Mushroom-Nut Paté

Prep Methods/Techniques
Cuisine
Description
I've used this recipe for 20+ years as an appetizer around the holidays and it is always a hit.

Noted on 2/13/2012

Ingredients
  • 1/2 lb bulk pork sausage
  • 1 lb white or a combination of wild and conventional mushrooms, chopped
  • 3/4 cup chopped onion
  • 6 clove garlic, peeled and minced
  • 1/4 cup slivered almonds, toasted
  • 1/3 cup coarsely chopped walnuts, toasted
  • 1 tbsp olive oil
  • 1/2 tsp ground sage
  • 3/4 tsp fresh thyme leaves
  • Salt and freshly ground black pepper, to taste
  • Generous pinch cayenne pepper
  • Crackers or toasted baguette slices, for serving
Method
  1. Cook sausage in heavy medium skillet over medium heat until well browned, stirring frequently, about 15 minutes. Transfer to paper towels to soak up excess fat. Pour into a food processor.
  2. Pour off all but 2 teaspoons drippings from skillet. Add mushrooms, onions and garlic to same skillet and cook over medium heat until all liquid evaporates, stirring occasionally, about 10 - 15 minutes. Transfer to processor with sausage.

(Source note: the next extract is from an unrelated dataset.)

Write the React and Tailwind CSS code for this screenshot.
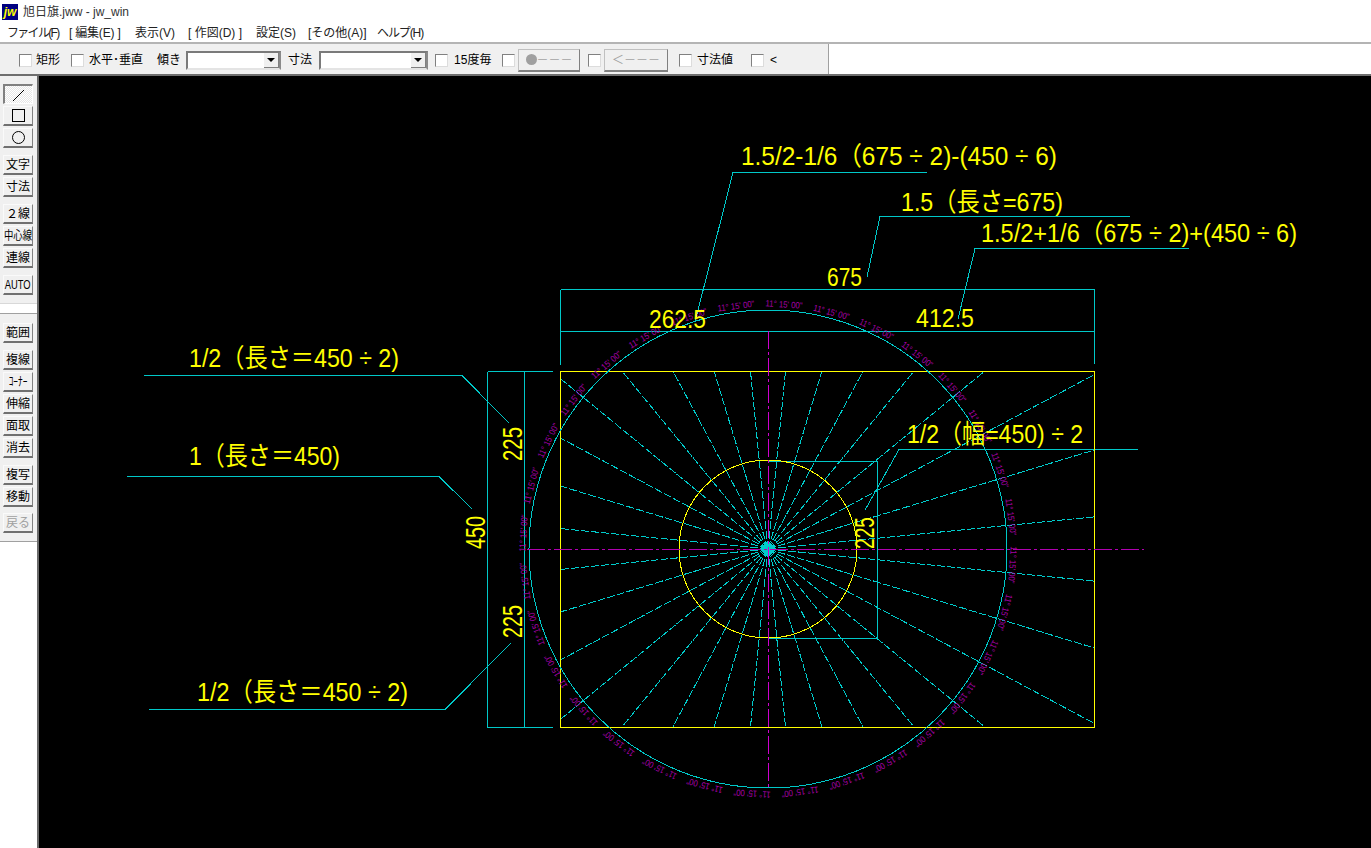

  3. Add nuts and mix using 6 on/off turns. Add oil, sage, thyme, salt, pepper and cayenne. Process continually until smooth. Transfer to 2-cup crock. Cover and chill overnight. Serve at room temperature with or crackers or toasted baguette slices.

Cook's Notes
Yield
Makes about 2 cups
Advance Prep
The paté should be prepared the day before serving.